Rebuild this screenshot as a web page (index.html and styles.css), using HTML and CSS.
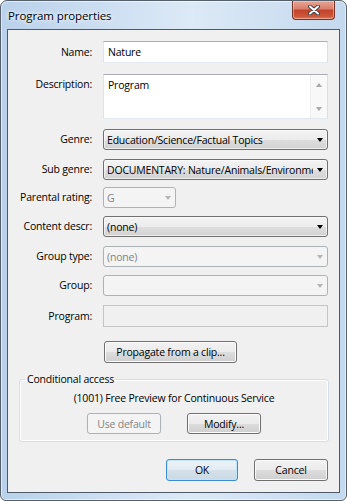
FILE: index.html
```html
<!DOCTYPE html>
<html lang="en">
<head>
    <meta charset="UTF-8">
    <title>Program properties</title>
    <link rel="stylesheet" href="styles.css">
</head>
<body>
    <div class="window">
        <div class="titlebar">
            <span class="title">Program properties</span>
            <div class="close-btn">
                <svg width="12" height="10" viewBox="0 0 12 10">
                    <path d="M2 1.5L10 8.5M10 1.5L2 8.5" stroke="#3e4147" stroke-width="4" stroke-linecap="round"/>
                    <path d="M2 1.5L10 8.5M10 1.5L2 8.5" stroke="#fff" stroke-width="2" stroke-linecap="round"/>
                </svg>
            </div>
        </div>
        <div class="client">
            <div class="form">
                <div class="label tb">Name:</div>
                <div class="textbox">Nature</div>

                <div class="label multi">Description:</div>
                <div class="textarea">
                    <div class="textarea-text">Program</div>
                    <div class="scrollbar">
                        <span class="sb-arrow up"></span>
                        <span class="sb-arrow down"></span>
                    </div>
                </div>

                <div class="label">Genre:</div>
                <div class="combo"><span class="combo-text">Education/Science/Factual Topics</span><span class="arrow"></span></div>

                <div class="label">Sub genre:</div>
                <div class="combo"><span class="combo-text">DOCUMENTARY: Nature/Animals/Environment</span><span class="arrow"></span></div>

                <div class="label">Parental rating:</div>
                <div class="combo disabled short"><span class="combo-text">G</span><span class="arrow"></span></div>

                <div class="label">Content descr:</div>
                <div class="combo"><span class="combo-text">(none)</span><span class="arrow"></span></div>

                <div class="label">Group type:</div>
                <div class="combo disabled"><span class="combo-text">(none)</span><span class="arrow"></span></div>

                <div class="label">Group:</div>
                <div class="combo disabled"><span class="combo-text"></span><span class="arrow"></span></div>

                <div class="label tb">Program:</div>
                <div class="textbox disabled"></div>
            </div>

            <div class="propagate-row">
                <button class="btn propagate">Propagate from a clip...</button>
            </div>

            <fieldset class="groupbox">
                <legend>Conditional access</legend>
                <div class="access-text">(1001) Free Preview for Continuous Service</div>
                <div class="access-buttons">
                    <button class="btn disabled" disabled>Use default</button>
                    <button class="btn">Modify...</button>
                </div>
            </fieldset>

            <div class="dialog-buttons">
                <button class="btn default ok">OK</button>
                <button class="btn cancel">Cancel</button>
            </div>
        </div>
    </div>
</body>
</html>
```

FILE: styles.css
```css
* {
    box-sizing: border-box;
}

body {
    margin: 0;
    font-family: "Open Sans", sans-serif;
    font-size: 10.5px;
    letter-spacing: -0.2px;
    color: #000;
    background: #fff;
}

.window {
    width: 347px;
    height: 501px;
    border: 1px solid #56606b;
    border-radius: 7px 7px 6px 6px;
    background: linear-gradient(to right, #b9d1ea, #d3e3f4 40%, #dce9f6 55%, #c4d9ee);
    box-shadow: inset 0 0 0 1px rgba(255, 255, 255, 0.55);
    padding: 0 6px 7px 6px;
    display: flex;
    flex-direction: column;
}

.titlebar {
    height: 28px;
    display: flex;
    justify-content: space-between;
    align-items: flex-start;
}

.title {
    padding: 7px 0 0 1px;
    font-size: 11.5px;
    letter-spacing: -0.1px;
    color: #000;
    text-shadow: 0 0 6px #fff, 0 0 3px #fff;
}

.close-btn {
    width: 43px;
    height: 19px;
    margin-right: 5px;
    border: 1px solid #7a3226;
    border-top: none;
    border-radius: 0 0 4px 4px;
    background: linear-gradient(#e8a594, #d77e69 45%, #c24229 50%, #cc5638 85%, #de7d5c);
    box-shadow: inset 0 0 0 1px rgba(255, 220, 210, 0.45);
    display: flex;
    justify-content: center;
    align-items: center;
}

.client {
    flex: 1;
    background: #f0f0f0;
    border: 1px solid #4e5a68;
    padding-top: 11px;
    display: flex;
    flex-direction: column;
}

.form {
    display: grid;
    grid-template-columns: 84px 225px;
    grid-template-rows: 33px 55px 30px 28px 29px 30px 29px 30px 22px;
    column-gap: 11px;
}

.label {
    text-align: right;
    line-height: 21px;
    white-space: nowrap;
}

.label.tb {
    line-height: 22px;
}

.label.multi {
    line-height: 20px;
}

.textbox {
    height: 22px;
    border: 1px solid;
    border-color: #abadb3 #dbdfe6 #e3e9ef #e2e3ea;
    background: #fff;
    padding: 0 4px;
    line-height: 20px;
}

.textbox.disabled {
    background: #f0f0f0;
    border-color: #c4c4c4;
}

.textarea {
    height: 45px;
    border: 1px solid;
    border-color: #abadb3 #dbdfe6 #e3e9ef #e2e3ea;
    background: #fff;
    display: flex;
}

.textarea-text {
    flex: 1;
    padding: 0 4px;
    line-height: 20px;
}

.scrollbar {
    width: 17px;
    background: #f8f8f8;
    border-left: 1px solid #ededed;
    display: flex;
    flex-direction: column;
    justify-content: space-between;
    align-items: center;
    padding: 8px 0 7px;
}

.sb-arrow {
    width: 1px;
    height: 0;
    border: solid transparent;
}

.sb-arrow.up {
    border-width: 0 3px 4px;
    border-bottom-color: #a7a7a7;
}

.sb-arrow.down {
    border-width: 4px 3px 0;
    border-top-color: #a7a7a7;
}

.combo {
    height: 21px;
    border: 1px solid #707070;
    border-radius: 3px;
    background: linear-gradient(#f3f3f3, #ececec 50%, #dedede 50%, #d2d2d2);
    box-shadow: inset 0 0 0 1px rgba(255, 255, 255, 0.6);
    display: flex;
    align-items: center;
    padding: 0 4px 0 3px;
    overflow: hidden;
}

.combo-text {
    flex: 1;
    white-space: nowrap;
    overflow: hidden;
}

.arrow {
    width: 1px;
    height: 0;
    flex: none;
    margin-left: 4px;
    border: solid transparent;
    border-width: 4px 3px 0;
    border-top-color: #000;
}

.combo.disabled {
    border-color: #adb2b5;
    background: #f4f4f4;
    box-shadow: none;
    color: #838383;
}

.combo.disabled .arrow {
    border-top-color: #b4b4b4;
}

.combo.short {
    width: 73px;
}

.btn {
    height: 22px;
    border: 1px solid #707070;
    border-radius: 3px;
    background: linear-gradient(#f2f2f2, #ebebeb 50%, #dddddd 50%, #cfcfcf);
    box-shadow: inset 0 0 0 1px #fbfbfb;
    font: inherit;
    letter-spacing: inherit;
    color: #000;
    padding: 0;
}

.btn.disabled {
    border-color: #adb2b5;
    background: #f4f4f4;
    box-shadow: none;
    color: #838383;
}

.btn.default {
    border-color: #3c8ccf;
    background: linear-gradient(#edf3f8, #e3ebf2 50%, #d5e1ea 50%, #cbd9e4);
    box-shadow: inset 0 0 0 1px #bfe3f8;
}

.propagate-row {
    margin: 14px 0 0 96px;
}

.propagate {
    width: 133px;
}

.groupbox {
    margin: 9px 10px 0 11px;
    padding: 0 0 7px;
    border: 1px solid #d5dfe5;
    border-radius: 3px;
    box-shadow: inset 0 0 0 1px #fff;
}

.groupbox legend {
    margin-left: 5px;
    padding: 0 2px;
    line-height: 14px;
}

.access-text {
    text-align: center;
    margin-top: 4px;
    line-height: 16px;
}

.access-buttons {
    display: flex;
    justify-content: center;
    gap: 26px;
    margin-top: 7px;
}

.access-buttons .btn {
    width: 74px;
    height: 21px;
}

.dialog-buttons {
    display: flex;
    justify-content: flex-end;
    gap: 16px;
    margin: 17px 11px 0 0;
}

.ok {
    width: 72px;
}

.cancel {
    width: 74px;
}
```
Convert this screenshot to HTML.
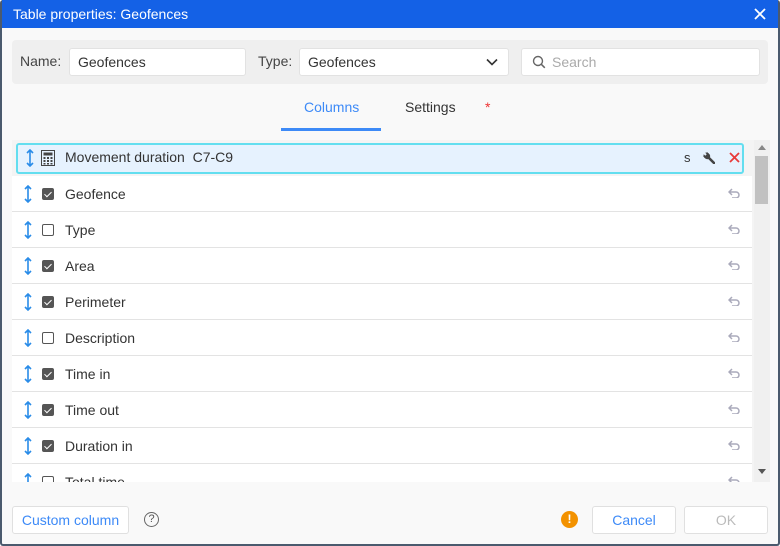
--------
**TASK PROMPT**
Retype each entry precisely. Skip images entirely.

**TASK RESULT**
Rebuild this screenshot as a web page (index.html and styles.css), using HTML and CSS.
FILE: index.html
```html
<!DOCTYPE html>
<html lang="en">
<head>
    <meta charset="UTF-8">
    <title>Program properties</title>
    <link rel="stylesheet" href="styles.css">
</head>
<body>
    <div class="window">
        <div class="titlebar">
            <span class="title">Program properties</span>
            <div class="close-btn">
                <svg width="12" height="10" viewBox="0 0 12 10">
                    <path d="M2 1.5L10 8.5M10 1.5L2 8.5" stroke="#3e4147" stroke-width="4" stroke-linecap="round"/>
                    <path d="M2 1.5L10 8.5M10 1.5L2 8.5" stroke="#fff" stroke-width="2" stroke-linecap="round"/>
                </svg>
            </div>
        </div>
        <div class="client">
            <div class="form">
                <div class="label tb">Name:</div>
                <div class="textbox">Nature</div>

                <div class="label multi">Description:</div>
                <div class="textarea">
                    <div class="textarea-text">Program</div>
                    <div class="scrollbar">
                        <span class="sb-arrow up"></span>
                        <span class="sb-arrow down"></span>
                    </div>
                </div>

                <div class="label">Genre:</div>
                <div class="combo"><span class="combo-text">Education/Science/Factual Topics</span><span class="arrow"></span></div>

                <div class="label">Sub genre:</div>
                <div class="combo"><span class="combo-text">DOCUMENTARY: Nature/Animals/Environment</span><span class="arrow"></span></div>

                <div class="label">Parental rating:</div>
                <div class="combo disabled short"><span class="combo-text">G</span><span class="arrow"></span></div>

                <div class="label">Content descr:</div>
                <div class="combo"><span class="combo-text">(none)</span><span class="arrow"></span></div>

                <div class="label">Group type:</div>
                <div class="combo disabled"><span class="combo-text">(none)</span><span class="arrow"></span></div>

                <div class="label">Group:</div>
                <div class="combo disabled"><span class="combo-text"></span><span class="arrow"></span></div>

                <div class="label tb">Program:</div>
                <div class="textbox disabled"></div>
            </div>

            <div class="propagate-row">
                <button class="btn propagate">Propagate from a clip...</button>
            </div>

            <fieldset class="groupbox">
                <legend>Conditional access</legend>
                <div class="access-text">(1001) Free Preview for Continuous Service</div>
                <div class="access-buttons">
                    <button class="btn disabled" disabled>Use default</button>
                    <button class="btn">Modify...</button>
                </div>
            </fieldset>

            <div class="dialog-buttons">
                <button class="btn default ok">OK</button>
                <button class="btn cancel">Cancel</button>
            </div>
        </div>
    </div>
</body>
</html>
```

FILE: styles.css
```css
* {
    box-sizing: border-box;
}

body {
    margin: 0;
    font-family: "Open Sans", sans-serif;
    font-size: 10.5px;
    letter-spacing: -0.2px;
    color: #000;
    background: #fff;
}

.window {
    width: 347px;
    height: 501px;
    border: 1px solid #56606b;
    border-radius: 7px 7px 6px 6px;
    background: linear-gradient(to right, #b9d1ea, #d3e3f4 40%, #dce9f6 55%, #c4d9ee);
    box-shadow: inset 0 0 0 1px rgba(255, 255, 255, 0.55);
    padding: 0 6px 7px 6px;
    display: flex;
    flex-direction: column;
}

.titlebar {
    height: 28px;
    display: flex;
    justify-content: space-between;
    align-items: flex-start;
}

.title {
    padding: 7px 0 0 1px;
    font-size: 11.5px;
    letter-spacing: -0.1px;
    color: #000;
    text-shadow: 0 0 6px #fff, 0 0 3px #fff;
}

.close-btn {
    width: 43px;
    height: 19px;
    margin-right: 5px;
    border: 1px solid #7a3226;
    border-top: none;
    border-radius: 0 0 4px 4px;
    background: linear-gradient(#e8a594, #d77e69 45%, #c24229 50%, #cc5638 85%, #de7d5c);
    box-shadow: inset 0 0 0 1px rgba(255, 220, 210, 0.45);
    display: flex;
    justify-content: center;
    align-items: center;
}

.client {
    flex: 1;
    background: #f0f0f0;
    border: 1px solid #4e5a68;
    padding-top: 11px;
    display: flex;
    flex-direction: column;
}

.form {
    display: grid;
    grid-template-columns: 84px 225px;
    grid-template-rows: 33px 55px 30px 28px 29px 30px 29px 30px 22px;
    column-gap: 11px;
}

.label {
    text-align: right;
    line-height: 21px;
    white-space: nowrap;
}

.label.tb {
    line-height: 22px;
}

.label.multi {
    line-height: 20px;
}

.textbox {
    height: 22px;
    border: 1px solid;
    border-color: #abadb3 #dbdfe6 #e3e9ef #e2e3ea;
    background: #fff;
    padding: 0 4px;
    line-height: 20px;
}

.textbox.disabled {
    background: #f0f0f0;
    border-color: #c4c4c4;
}

.textarea {
    height: 45px;
    border: 1px solid;
    border-color: #abadb3 #dbdfe6 #e3e9ef #e2e3ea;
    background: #fff;
    display: flex;
}

.textarea-text {
    flex: 1;
    padding: 0 4px;
    line-height: 20px;
}

.scrollbar {
    width: 17px;
    background: #f8f8f8;
    border-left: 1px solid #ededed;
    display: flex;
    flex-direction: column;
    justify-content: space-between;
    align-items: center;
    padding: 8px 0 7px;
}

.sb-arrow {
    width: 1px;
    height: 0;
    border: solid transparent;
}

.sb-arrow.up {
    border-width: 0 3px 4px;
    border-bottom-color: #a7a7a7;
}

.sb-arrow.down {
    border-width: 4px 3px 0;
    border-top-color: #a7a7a7;
}

.combo {
    height: 21px;
    border: 1px solid #707070;
    border-radius: 3px;
    background: linear-gradient(#f3f3f3, #ececec 50%, #dedede 50%, #d2d2d2);
    box-shadow: inset 0 0 0 1px rgba(255, 255, 255, 0.6);
    display: flex;
    align-items: center;
    padding: 0 4px 0 3px;
    overflow: hidden;
}

.combo-text {
    flex: 1;
    white-space: nowrap;
    overflow: hidden;
}

.arrow {
    width: 1px;
    height: 0;
    flex: none;
    margin-left: 4px;
    border: solid transparent;
    border-width: 4px 3px 0;
    border-top-color: #000;
}

.combo.disabled {
    border-color: #adb2b5;
    background: #f4f4f4;
    box-shadow: none;
    color: #838383;
}

.combo.disabled .arrow {
    border-top-color: #b4b4b4;
}

.combo.short {
    width: 73px;
}

.btn {
    height: 22px;
    border: 1px solid #707070;
    border-radius: 3px;
    background: linear-gradient(#f2f2f2, #ebebeb 50%, #dddddd 50%, #cfcfcf);
    box-shadow: inset 0 0 0 1px #fbfbfb;
    font: inherit;
    letter-spacing: inherit;
    color: #000;
    padding: 0;
}

.btn.disabled {
    border-color: #adb2b5;
    background: #f4f4f4;
    box-shadow: none;
    color: #838383;
}

.btn.default {
    border-color: #3c8ccf;
    background: linear-gradient(#edf3f8, #e3ebf2 50%, #d5e1ea 50%, #cbd9e4);
    box-shadow: inset 0 0 0 1px #bfe3f8;
}

.propagate-row {
    margin: 14px 0 0 96px;
}

.propagate {
    width: 133px;
}

.groupbox {
    margin: 9px 10px 0 11px;
    padding: 0 0 7px;
    border: 1px solid #d5dfe5;
    border-radius: 3px;
    box-shadow: inset 0 0 0 1px #fff;
}

.groupbox legend {
    margin-left: 5px;
    padding: 0 2px;
    line-height: 14px;
}

.access-text {
    text-align: center;
    margin-top: 4px;
    line-height: 16px;
}

.access-buttons {
    display: flex;
    justify-content: center;
    gap: 26px;
    margin-top: 7px;
}

.access-buttons .btn {
    width: 74px;
    height: 21px;
}

.dialog-buttons {
    display: flex;
    justify-content: flex-end;
    gap: 16px;
    margin: 17px 11px 0 0;
}

.ok {
    width: 72px;
}

.cancel {
    width: 74px;
}
```
Convert this screenshot to HTML.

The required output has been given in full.